Press Release Health and Social Programs Inequality Workers

"Progressive" Social Security Benefit Cuts Would Fall Heaviest on Middle Class

May 02, 2005

Contact: Karen Conner, (202) 293-5380 x117Mail_Outline

May 2, 2005

"Progressive" Social Security Benefit Cuts Would Fall Heaviest on Middle Class

For Immediate Release: May 2, 2005 

Contact: Patrick McElwee, 202-293-5380 x110

The "progressive" Social Security benefit cuts endorsed by President Bush in his press conference last week would actually hit middle-income workers hardest, according to a report from the Center for Economic and Policy Research (CEPR). Average workers, who today would make about $36,500, retiring in 2080 would lose over 25 percent of their retirement income under the plan.

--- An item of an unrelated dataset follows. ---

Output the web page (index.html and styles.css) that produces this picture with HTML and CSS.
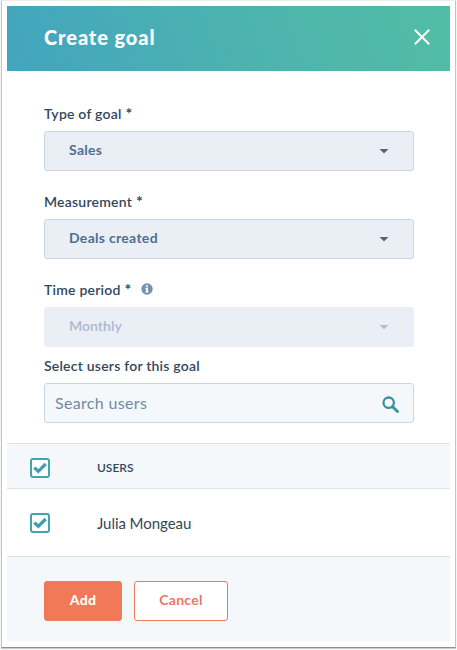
FILE: index.html
```
<!DOCTYPE html>
<html lang="en">

<head>
    <meta charset="utf-8">
    <title>Create goal</title>
    <link rel="stylesheet" href="styles.css">
</head>

<body>
    <div class="frame">
        <div class="panel">
            <header class="header">
                <h1 class="title">Create goal</h1>
                <button class="close" type="button" aria-label="Close">
                    <svg width="18" height="18" viewBox="0 0 18 18">
                        <path d="M1.8 1.8 L16.2 16.2 M16.2 1.8 L1.8 16.2" fill="none" stroke="#fff" stroke-width="2" />
                    </svg>
                </button>
            </header>

            <form class="form">
                <div class="label">Type of goal <span class="star">*</span></div>
                <div class="select">
                    <span class="value">Sales</span>
                    <span class="caret"></span>
                </div>

                <div class="label">Measurement <span class="star">*</span></div>
                <div class="select">
                    <span class="value">Deals created</span>
                    <span class="caret"></span>
                </div>

                <div class="label">
                    Time period <span class="star">*</span>
                    <svg class="info" width="12" height="12" viewBox="0 0 12 12">
                        <circle cx="6" cy="6" r="5.7" fill="#7391b3" />
                        <path d="M5 2.2h2v1.6H5z M4.3 4.8H7v3.6h.8v1.2H4.2V8.4H5V6h-.7z" fill="#fff" />
                    </svg>
                </div>
                <div class="select disabled">
                    <span class="value">Monthly</span>
                    <span class="caret"></span>
                </div>

                <div class="label users-label">Select users for this goal</div>
                <div class="search">
                    <span class="placeholder">Search users</span>
                    <svg width="17" height="17" viewBox="0 0 17 17">
                        <circle cx="6.7" cy="6.7" r="5.2" fill="none" stroke="#3a929f" stroke-width="2.3" />
                        <path d="M10.4 10.4 L15.5 15.5" fill="none" stroke="#3a929f" stroke-width="2.8" stroke-linecap="round" />
                    </svg>
                </div>
            </form>

            <div class="row head">
                <span class="checkbox">
                    <svg width="14" height="12" viewBox="0 0 14 12">
                        <path d="M1.3 5.6 L5.3 9.3 L12.7 2" fill="none" stroke="#3f9fae" stroke-width="3.3" />
                    </svg>
                </span>
                <span class="column">USERS</span>
            </div>
            <div class="row">
                <span class="checkbox">
                    <svg width="14" height="12" viewBox="0 0 14 12">
                        <path d="M1.3 5.6 L5.3 9.3 L12.7 2" fill="none" stroke="#3f9fae" stroke-width="3.3" />
                    </svg>
                </span>
                <span class="name">Julia Mongeau</span>
            </div>

            <footer class="footer">
                <button class="button add" type="button">Add</button>
                <button class="button cancel" type="button">Cancel</button>
            </footer>
        </div>
    </div>
</body>

</html>
```
FILE: styles.css
```
* {
    margin: 0;
    padding: 0;
    box-sizing: border-box;
}

body {
    height: 650px;
    padding: 0 1px 2px;
    background-color: #fdfdfd;
    color: #33475b;
    font-family: Lato, sans-serif;
    font-size: 14px;
    overflow: hidden;
}

.frame {
    height: 648px;
    padding: 5px 5px 0;
    border: 1px solid #c4c4c4;
    border-top-color: #ededed;
    border-bottom-color: #8e8e8e;
    background-color: #fff;
    box-shadow: 0 1px 1px #ccc;
}

.panel {
    width: 443px;
}

.header {
    display: flex;
    align-items: center;
    justify-content: space-between;
    height: 65px;
    padding: 0 19px 4px 37px;
    background: linear-gradient(70deg, #42a5bf, #4db5ad 60%, #52bda5);
}

.title {
    color: #fff;
    font-size: 20px;
    font-weight: 900;
    letter-spacing: .9px;
}

.close {
    height: 18px;
    border: none;
    background: none;
}

.close svg {
    display: block;
}

.form {
    height: 372px;
    padding: 31px 36px 0 37px;
}

.label {
    display: flex;
    align-items: center;
    height: 22px;
    margin-bottom: 7px;
    font-weight: 600;
    letter-spacing: .22px;
}

.star {
    margin-left: 4px;
    font-size: 16px;
    font-weight: 700;
    line-height: 18px;
}

.info {
    margin: 0 0 0 9px;
}

.select {
    display: flex;
    align-items: center;
    justify-content: space-between;
    height: 40px;
    margin-bottom: 19px;
    padding: 0 24px;
    border: 1px solid #cbd6e2;
    border-radius: 3px;
    background-color: #eaeff6;
    color: #506e91;
    font-weight: 700;
    letter-spacing: .3px;
}

.value {
    padding-bottom: 3px;
}

.caret {
    width: 10px;
    height: 5px;
    background-color: #56667a;
    clip-path: polygon(0 0, 100% 0, 50% 100%);
}

.disabled {
    margin-bottom: 7px;
    border-color: #eaeff4;
    color: #b2bdd5;
    letter-spacing: 0;
}

.disabled .caret {
    background-color: #b4bdcb;
}

.search {
    display: flex;
    align-items: center;
    justify-content: space-between;
    height: 40px;
    padding: 2px 14px 0 10px;
    border: 1px solid #cbd6e2;
    border-radius: 3px;
    background-color: #f5f8fb;
    color: #7188a4;
    font-size: 16px;
    letter-spacing: .33px;
}

.placeholder {
    padding-bottom: 3px;
}

.row {
    display: flex;
    align-items: center;
    height: 68px;
    padding-left: 23px;
    border-bottom: 1px solid #dfe3eb;
}

.head {
    height: 46px;
    padding-top: 4px;
    border-top: 1px solid #dfe3eb;
    background-color: #f5f8fa;
    font-size: 12px;
    font-weight: 600;
}

.column {
    padding-bottom: 2px;
}

.checkbox {
    display: flex;
    align-items: center;
    justify-content: center;
    width: 20px;
    height: 20px;
    margin-right: 47px;
    border: 2px solid #45a3b1;
    border-radius: 3px;
    background-color: #fff;
}

.name {
    font-size: 15px;
    letter-spacing: -.05px;
}

.footer {
    display: flex;
    gap: 12px;
    height: 84px;
    padding: 24px 37px 0;
    background-color: #f5f8fa;
}

.button {
    height: 40px;
    padding-bottom: 3px;
    border: 1px solid #ef7959;
    border-radius: 3px;
    font: 700 14px Lato, sans-serif;
    letter-spacing: .3px;
}

.add {
    width: 78px;
    background-color: #f17957;
    color: #fff;
    font-weight: 900;
}

.cancel {
    width: 94px;
    background-color: #fff;
    color: #e9785c;
}
```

In contrast, relatively well-off workers, who today would make $90,000, retiring the same year would lose less than 12 percent – and possibly as little as 7 percent – of their retirement income.

"This plan for cutting Social Security benefits, billed as ‘progressive,’ is actually regressive," said economist Dean Baker, author of the report. "Middle-class retirees would be hurt the most since they are going to feel the pain in their pocket books much more than those at the upper end of the wage scale."

The benefit cut endorsed by the President is referred to as "progressive indexation" by proponents. This terminology refers to the fact that the lowest paid workers would be protected from cuts and that high-income workers would lose a greater portion of their Social Security benefits than middle-income workers. However, since middle-income retirees depend much more heavily on Social Security than those with more money, this cut represents a higher percentage of their total retirement income.

Combined with the private accounts also proposed by the President, this plan would have an even more regressive impact. High-income workers could use private accounts as a loophole to avoid the full effect of the cuts. The President’s plan for private accounts treats the money placed in those accounts as a loan to be repaid from retirees’ guaranteed benefits. Over time, though, these benefit cuts would shrink high-income workers’ guaranteed benefits below the level needed to pay back the loan. Since the President has not proposed a way to collect this money from other sources, high-income workers could effectively shield money by placing it into a private account.

For all workers, the benefit cuts would phase in over time. Under current law, Social Security benefits keep pace with wage gains. This plan would freeze benefits for the highest income workers in inflation-adjusted terms. Benefits for middle-income workers would continue to grow in real terms, but would no longer keep pace with wage gains. This implies a substantial cut in benefits compared with the current system.